• TASK STATEMENT
What is the number of lines in the data holding the word "page"? Give that number by itself.

Interface markup and scripts:
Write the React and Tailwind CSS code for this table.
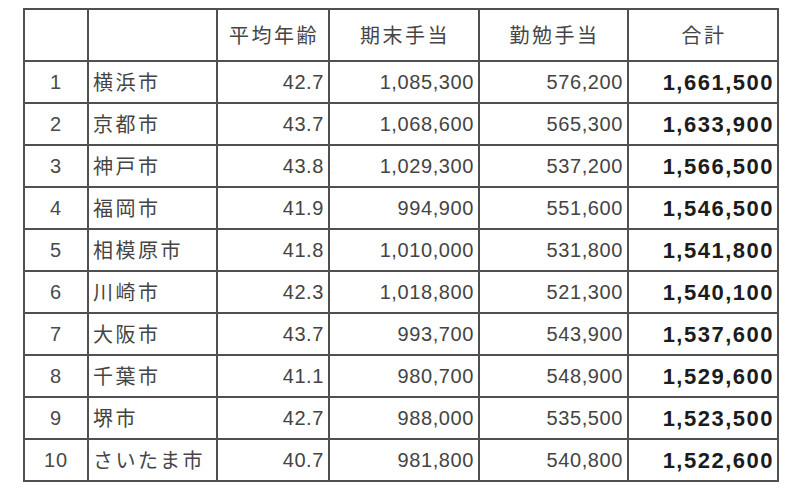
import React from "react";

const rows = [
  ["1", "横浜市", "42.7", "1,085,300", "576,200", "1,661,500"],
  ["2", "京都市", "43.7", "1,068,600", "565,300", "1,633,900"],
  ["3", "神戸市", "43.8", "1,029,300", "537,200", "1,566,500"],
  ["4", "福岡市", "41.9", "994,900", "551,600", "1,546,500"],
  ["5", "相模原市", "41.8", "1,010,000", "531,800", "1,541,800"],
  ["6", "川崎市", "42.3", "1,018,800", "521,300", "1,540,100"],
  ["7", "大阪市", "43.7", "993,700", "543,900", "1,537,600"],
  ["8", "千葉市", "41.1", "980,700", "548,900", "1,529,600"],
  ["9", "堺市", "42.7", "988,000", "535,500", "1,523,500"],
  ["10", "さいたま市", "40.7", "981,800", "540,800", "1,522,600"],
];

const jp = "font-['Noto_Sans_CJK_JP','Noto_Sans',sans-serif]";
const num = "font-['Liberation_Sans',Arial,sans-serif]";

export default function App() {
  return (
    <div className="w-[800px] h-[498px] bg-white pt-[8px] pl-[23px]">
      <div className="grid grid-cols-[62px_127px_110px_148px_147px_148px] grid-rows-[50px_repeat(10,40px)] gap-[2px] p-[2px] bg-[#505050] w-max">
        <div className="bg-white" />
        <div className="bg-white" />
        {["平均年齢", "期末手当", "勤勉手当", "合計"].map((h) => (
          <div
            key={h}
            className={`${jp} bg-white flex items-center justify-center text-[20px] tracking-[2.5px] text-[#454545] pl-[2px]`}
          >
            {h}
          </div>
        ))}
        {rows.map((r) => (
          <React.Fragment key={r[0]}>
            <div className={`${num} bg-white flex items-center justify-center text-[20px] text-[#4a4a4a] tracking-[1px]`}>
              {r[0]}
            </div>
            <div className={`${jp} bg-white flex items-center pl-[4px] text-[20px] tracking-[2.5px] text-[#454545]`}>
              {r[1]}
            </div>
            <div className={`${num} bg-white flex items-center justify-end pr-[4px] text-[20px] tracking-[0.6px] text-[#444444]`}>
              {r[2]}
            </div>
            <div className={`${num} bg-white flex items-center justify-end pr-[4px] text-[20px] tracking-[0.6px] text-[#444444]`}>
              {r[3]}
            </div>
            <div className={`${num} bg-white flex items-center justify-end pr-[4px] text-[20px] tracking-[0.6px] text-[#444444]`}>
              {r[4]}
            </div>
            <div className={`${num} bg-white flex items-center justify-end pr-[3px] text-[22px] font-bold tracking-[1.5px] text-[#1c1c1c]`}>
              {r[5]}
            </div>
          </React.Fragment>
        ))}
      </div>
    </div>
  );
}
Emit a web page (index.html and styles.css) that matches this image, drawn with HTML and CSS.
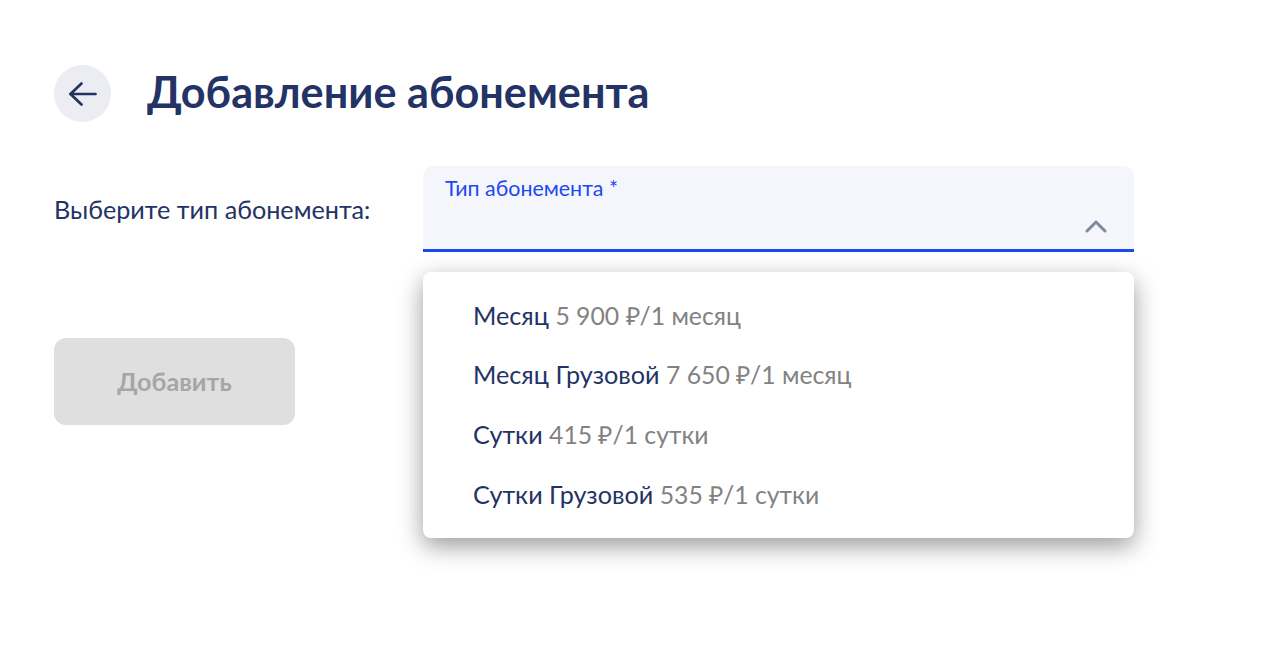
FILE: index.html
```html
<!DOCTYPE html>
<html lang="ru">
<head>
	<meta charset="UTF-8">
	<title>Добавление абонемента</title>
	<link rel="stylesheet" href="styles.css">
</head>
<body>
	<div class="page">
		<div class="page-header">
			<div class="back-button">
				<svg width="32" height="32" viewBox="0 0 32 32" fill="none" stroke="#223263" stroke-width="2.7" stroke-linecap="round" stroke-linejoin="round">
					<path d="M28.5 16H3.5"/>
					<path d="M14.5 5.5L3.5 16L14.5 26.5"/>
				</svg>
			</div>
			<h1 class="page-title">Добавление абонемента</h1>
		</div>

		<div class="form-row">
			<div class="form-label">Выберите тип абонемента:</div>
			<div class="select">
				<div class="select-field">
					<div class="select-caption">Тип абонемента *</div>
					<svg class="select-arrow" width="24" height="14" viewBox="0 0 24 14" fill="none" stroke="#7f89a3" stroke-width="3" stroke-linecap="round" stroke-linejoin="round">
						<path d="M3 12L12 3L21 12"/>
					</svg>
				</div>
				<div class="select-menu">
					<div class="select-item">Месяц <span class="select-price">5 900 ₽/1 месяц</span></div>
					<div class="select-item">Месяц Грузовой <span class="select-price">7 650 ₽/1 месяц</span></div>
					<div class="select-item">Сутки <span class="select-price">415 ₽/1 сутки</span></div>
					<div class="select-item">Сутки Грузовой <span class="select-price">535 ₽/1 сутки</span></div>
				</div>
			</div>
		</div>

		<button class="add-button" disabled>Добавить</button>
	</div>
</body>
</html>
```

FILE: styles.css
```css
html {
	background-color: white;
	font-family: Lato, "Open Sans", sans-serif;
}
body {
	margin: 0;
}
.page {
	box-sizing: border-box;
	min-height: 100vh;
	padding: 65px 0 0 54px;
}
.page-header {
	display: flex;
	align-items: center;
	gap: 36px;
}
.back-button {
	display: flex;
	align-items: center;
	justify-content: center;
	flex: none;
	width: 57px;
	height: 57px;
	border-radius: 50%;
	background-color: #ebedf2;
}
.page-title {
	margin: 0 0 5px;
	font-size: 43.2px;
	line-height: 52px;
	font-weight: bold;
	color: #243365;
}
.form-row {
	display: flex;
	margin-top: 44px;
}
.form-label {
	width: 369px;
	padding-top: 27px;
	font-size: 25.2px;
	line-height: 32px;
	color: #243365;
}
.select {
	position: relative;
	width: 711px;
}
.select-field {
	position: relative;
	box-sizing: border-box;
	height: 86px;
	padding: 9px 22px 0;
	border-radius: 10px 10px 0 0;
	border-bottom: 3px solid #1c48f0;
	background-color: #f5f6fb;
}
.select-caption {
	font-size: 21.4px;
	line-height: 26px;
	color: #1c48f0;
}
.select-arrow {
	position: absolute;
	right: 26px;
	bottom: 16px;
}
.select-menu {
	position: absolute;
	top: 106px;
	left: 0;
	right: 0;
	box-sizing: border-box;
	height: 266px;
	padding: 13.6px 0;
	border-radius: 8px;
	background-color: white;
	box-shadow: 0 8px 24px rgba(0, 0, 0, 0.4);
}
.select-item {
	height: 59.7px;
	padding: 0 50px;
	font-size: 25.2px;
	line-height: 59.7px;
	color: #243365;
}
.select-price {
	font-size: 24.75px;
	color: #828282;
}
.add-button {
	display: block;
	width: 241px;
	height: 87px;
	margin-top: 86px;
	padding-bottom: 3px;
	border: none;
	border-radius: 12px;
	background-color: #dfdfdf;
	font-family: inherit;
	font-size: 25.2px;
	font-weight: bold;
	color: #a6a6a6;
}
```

• OUTPUT FOR THIS TASK
7